__Directive__.
Your copy of the material below should match it exactly, except that it holds no pictures.
○ ○ ○ ○ ○ ○ ○
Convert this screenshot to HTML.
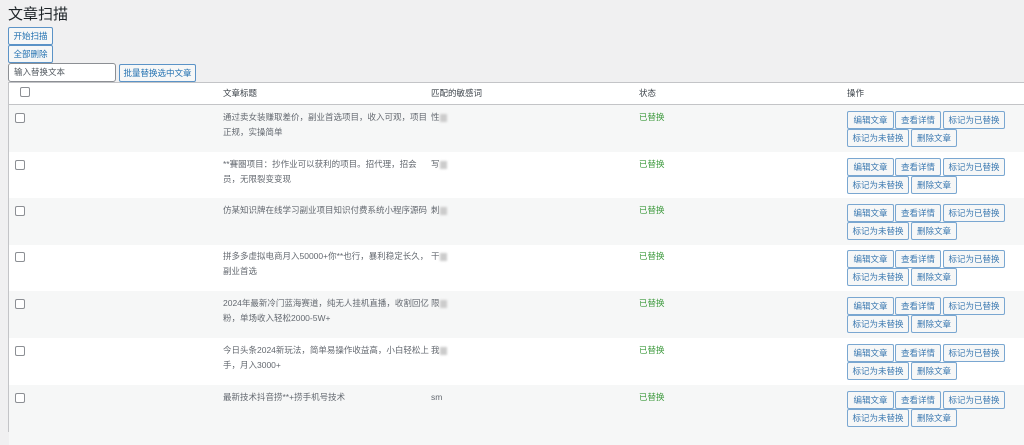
<!DOCTYPE html>
<html><head><meta charset="utf-8"><style>
*{box-sizing:border-box;margin:0;padding:0}
body{width:1024px;height:428px;overflow:hidden;background:#f0f0f1;font-family:"Liberation Sans","Noto Sans CJK SC",sans-serif;color:#3c434a;font-size:8.5px;position:relative}
.abs{position:absolute}
h1{position:absolute;left:8px;top:6px;font-size:15px;font-weight:400;color:#1d2327;line-height:18px}
.btn{position:absolute;height:18px;border:1px solid #5b93c7;border-radius:2px;background:#f6f7f7;color:#2271b1;font-size:8.5px;line-height:16px;text-align:center;white-space:nowrap}
.tb{position:absolute;left:8px;top:82px;width:1020px;height:350px;background:#fff;border:1px solid #c3c4c7}
.row{position:absolute;left:0;width:100%;height:47px}
.g{background:#f6f7f7}
.cb{position:absolute;width:10px;height:10px;border:1px solid #8c8f94;border-radius:2px;background:#fff}
.row .cb{left:6px;top:8px}
.t{position:absolute;left:214px;top:5px;width:208px;line-height:15px;color:#646970}
.k{position:absolute;left:422px;top:5px;line-height:15px;color:#646970}
.k i{display:inline-block;width:7px;height:8px;background:#ccc;filter:blur(1px);vertical-align:middle}
.s{position:absolute;left:630px;top:5px;line-height:15px;color:#3d9a3d}
.b{position:absolute;height:18px;border:1px solid #7aa7d1;border-radius:2px;background:#f6f7f7;color:#3a78b0;line-height:16px;text-align:center;font-size:8.5px;white-space:nowrap}
.b1{left:838px;top:6px;width:47px}
.b2{left:886px;top:6px;width:46px}
.b3{left:934px;top:6px;width:62px}
.b4{left:838px;top:24px;width:62px}
.b5{left:902px;top:24px;width:46px}
</style></head><body>
<h1>文章扫描</h1>
<div class="btn" style="left:8px;top:27px;width:45px">开始扫描</div>
<div class="btn" style="left:8px;top:45px;width:45px">全部删除</div>
<div class="abs" style="left:8px;top:63px;width:108px;height:19px;border:1px solid #8c8f94;border-radius:3px;background:#fff;color:#50575e;line-height:17px;padding-left:5px">输入替换文本</div>
<div class="btn" style="left:119px;top:64px;width:77px">批量替换选中文章</div>
<div class="tb">
<div class="row" style="top:0;height:22px;border-bottom:1px solid #c3c4c7">
<div class="cb" style="left:11px;top:4px"></div>
<div class="t" style="top:3px;color:#3c434a">文章标题</div><div class="k" style="top:3px;color:#3c434a">匹配的敏感词</div><div class="s" style="top:3px;color:#3c434a">状态</div><div class="k" style="left:838px;top:3px;color:#3c434a">操作</div>
</div>

<div class="row g" style="top:22px"><div class="cb"></div><div class="t">通过卖女装赚取差价，副业首选项目，收入可观，项目正规，实操简单</div><div class="k">性<i></i></div><div class="s">已替换</div><div class="b b1">编辑文章</div><div class="b b2">查看详情</div><div class="b b3">标记为已替换</div><div class="b b4">标记为未替换</div><div class="b b5">删除文章</div></div>

<div class="row" style="top:69px"><div class="cb"></div><div class="t" style="width:200px">**賽圏项目：抄作业可以获利的项目。招代理，招会员，无限裂变变现</div><div class="k">写<i></i></div><div class="s">已替换</div><div class="b b1">编辑文章</div><div class="b b2">查看详情</div><div class="b b3">标记为已替换</div><div class="b b4">标记为未替换</div><div class="b b5">删除文章</div></div>

<div class="row g" style="top:115px"><div class="cb"></div><div class="t" style="width:215px">仿某知识牌在线学习副业项目知识付费系统小程序源码</div><div class="k">刺<i></i></div><div class="s">已替换</div><div class="b b1">编辑文章</div><div class="b b2">查看详情</div><div class="b b3">标记为已替换</div><div class="b b4">标记为未替换</div><div class="b b5">删除文章</div></div>

<div class="row" style="top:161px"><div class="cb"></div><div class="t">拼多多虚拟电商月入50000+你**也行，暴利稳定长久，副业首选</div><div class="k">干<i></i></div><div class="s">已替换</div><div class="b b1">编辑文章</div><div class="b b2">查看详情</div><div class="b b3">标记为已替换</div><div class="b b4">标记为未替换</div><div class="b b5">删除文章</div></div>

<div class="row g" style="top:208px"><div class="cb"></div><div class="t">2024年最新冷门蓝海赛道，纯无人挂机直播，收割回亿粉，单场收入轻松2000-5W+</div><div class="k">限<i></i></div><div class="s">已替换</div><div class="b b1">编辑文章</div><div class="b b2">查看详情</div><div class="b b3">标记为已替换</div><div class="b b4">标记为未替换</div><div class="b b5">删除文章</div></div>

<div class="row" style="top:255px"><div class="cb"></div><div class="t">今日头条2024新玩法，简单易操作收益高，小白轻松上手，月入3000+</div><div class="k">我<i></i></div><div class="s">已替换</div><div class="b b1">编辑文章</div><div class="b b2">查看详情</div><div class="b b3">标记为已替换</div><div class="b b4">标记为未替换</div><div class="b b5">删除文章</div></div>

<div class="row g" style="top:302px;height:60px"><div class="cb"></div><div class="t">最新技术抖音捞**+捞手机号技术</div><div class="k">sm</div><div class="s">已替换</div><div class="b b1">编辑文章</div><div class="b b2">查看详情</div><div class="b b3">标记为已替换</div><div class="b b4">标记为未替换</div><div class="b b5">删除文章</div></div>
</div>
</body></html>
○ ○ ○ ○ ○ ○ ○
__Exercise response__.
Convert this screenshot to HTML.
<!DOCTYPE html>
<html><head><meta charset="utf-8"><style>
*{box-sizing:border-box;margin:0;padding:0}
body{width:1024px;height:428px;overflow:hidden;background:#f0f0f1;font-family:"Liberation Sans","Noto Sans CJK SC",sans-serif;color:#3c434a;font-size:8.5px;position:relative}
.abs{position:absolute}
h1{position:absolute;left:8px;top:6px;font-size:15px;font-weight:400;color:#1d2327;line-height:18px}
.btn{position:absolute;height:18px;border:1px solid #5b93c7;border-radius:2px;background:#f6f7f7;color:#2271b1;font-size:8.5px;line-height:16px;text-align:center;white-space:nowrap}
.tb{position:absolute;left:8px;top:82px;width:1020px;height:350px;background:#fff;border:1px solid #c3c4c7}
.row{position:absolute;left:0;width:100%;height:47px}
.g{background:#f6f7f7}
.cb{position:absolute;width:10px;height:10px;border:1px solid #8c8f94;border-radius:2px;background:#fff}
.row .cb{left:6px;top:8px}
.t{position:absolute;left:214px;top:5px;width:208px;line-height:15px;color:#646970}
.k{position:absolute;left:422px;top:5px;line-height:15px;color:#646970}
.k i{display:inline-block;width:7px;height:8px;background:#ccc;filter:blur(1px);vertical-align:middle}
.s{position:absolute;left:630px;top:5px;line-height:15px;color:#3d9a3d}
.b{position:absolute;height:18px;border:1px solid #7aa7d1;border-radius:2px;background:#f6f7f7;color:#3a78b0;line-height:16px;text-align:center;font-size:8.5px;white-space:nowrap}
.b1{left:838px;top:6px;width:47px}
.b2{left:886px;top:6px;width:46px}
.b3{left:934px;top:6px;width:62px}
.b4{left:838px;top:24px;width:62px}
.b5{left:902px;top:24px;width:46px}
</style></head><body>
<h1>文章扫描</h1>
<div class="btn" style="left:8px;top:27px;width:45px">开始扫描</div>
<div class="btn" style="left:8px;top:45px;width:45px">全部删除</div>
<div class="abs" style="left:8px;top:63px;width:108px;height:19px;border:1px solid #8c8f94;border-radius:3px;background:#fff;color:#50575e;line-height:17px;padding-left:5px">输入替换文本</div>
<div class="btn" style="left:119px;top:64px;width:77px">批量替换选中文章</div>
<div class="tb">
<div class="row" style="top:0;height:22px;border-bottom:1px solid #c3c4c7">
<div class="cb" style="left:11px;top:4px"></div>
<div class="t" style="top:3px;color:#3c434a">文章标题</div><div class="k" style="top:3px;color:#3c434a">匹配的敏感词</div><div class="s" style="top:3px;color:#3c434a">状态</div><div class="k" style="left:838px;top:3px;color:#3c434a">操作</div>
</div>

<div class="row g" style="top:22px"><div class="cb"></div><div class="t">通过卖女装赚取差价，副业首选项目，收入可观，项目正规，实操简单</div><div class="k">性<i></i></div><div class="s">已替换</div><div class="b b1">编辑文章</div><div class="b b2">查看详情</div><div class="b b3">标记为已替换</div><div class="b b4">标记为未替换</div><div class="b b5">删除文章</div></div>

<div class="row" style="top:69px"><div class="cb"></div><div class="t" style="width:200px">**賽圏项目：抄作业可以获利的项目。招代理，招会员，无限裂变变现</div><div class="k">写<i></i></div><div class="s">已替换</div><div class="b b1">编辑文章</div><div class="b b2">查看详情</div><div class="b b3">标记为已替换</div><div class="b b4">标记为未替换</div><div class="b b5">删除文章</div></div>

<div class="row g" style="top:115px"><div class="cb"></div><div class="t" style="width:215px">仿某知识牌在线学习副业项目知识付费系统小程序源码</div><div class="k">刺<i></i></div><div class="s">已替换</div><div class="b b1">编辑文章</div><div class="b b2">查看详情</div><div class="b b3">标记为已替换</div><div class="b b4">标记为未替换</div><div class="b b5">删除文章</div></div>

<div class="row" style="top:161px"><div class="cb"></div><div class="t">拼多多虚拟电商月入50000+你**也行，暴利稳定长久，副业首选</div><div class="k">干<i></i></div><div class="s">已替换</div><div class="b b1">编辑文章</div><div class="b b2">查看详情</div><div class="b b3">标记为已替换</div><div class="b b4">标记为未替换</div><div class="b b5">删除文章</div></div>

<div class="row g" style="top:208px"><div class="cb"></div><div class="t">2024年最新冷门蓝海赛道，纯无人挂机直播，收割回亿粉，单场收入轻松2000-5W+</div><div class="k">限<i></i></div><div class="s">已替换</div><div class="b b1">编辑文章</div><div class="b b2">查看详情</div><div class="b b3">标记为已替换</div><div class="b b4">标记为未替换</div><div class="b b5">删除文章</div></div>

<div class="row" style="top:255px"><div class="cb"></div><div class="t">今日头条2024新玩法，简单易操作收益高，小白轻松上手，月入3000+</div><div class="k">我<i></i></div><div class="s">已替换</div><div class="b b1">编辑文章</div><div class="b b2">查看详情</div><div class="b b3">标记为已替换</div><div class="b b4">标记为未替换</div><div class="b b5">删除文章</div></div>

<div class="row g" style="top:302px;height:60px"><div class="cb"></div><div class="t">最新技术抖音捞**+捞手机号技术</div><div class="k">sm</div><div class="s">已替换</div><div class="b b1">编辑文章</div><div class="b b2">查看详情</div><div class="b b3">标记为已替换</div><div class="b b4">标记为未替换</div><div class="b b5">删除文章</div></div>
</div>
</body></html>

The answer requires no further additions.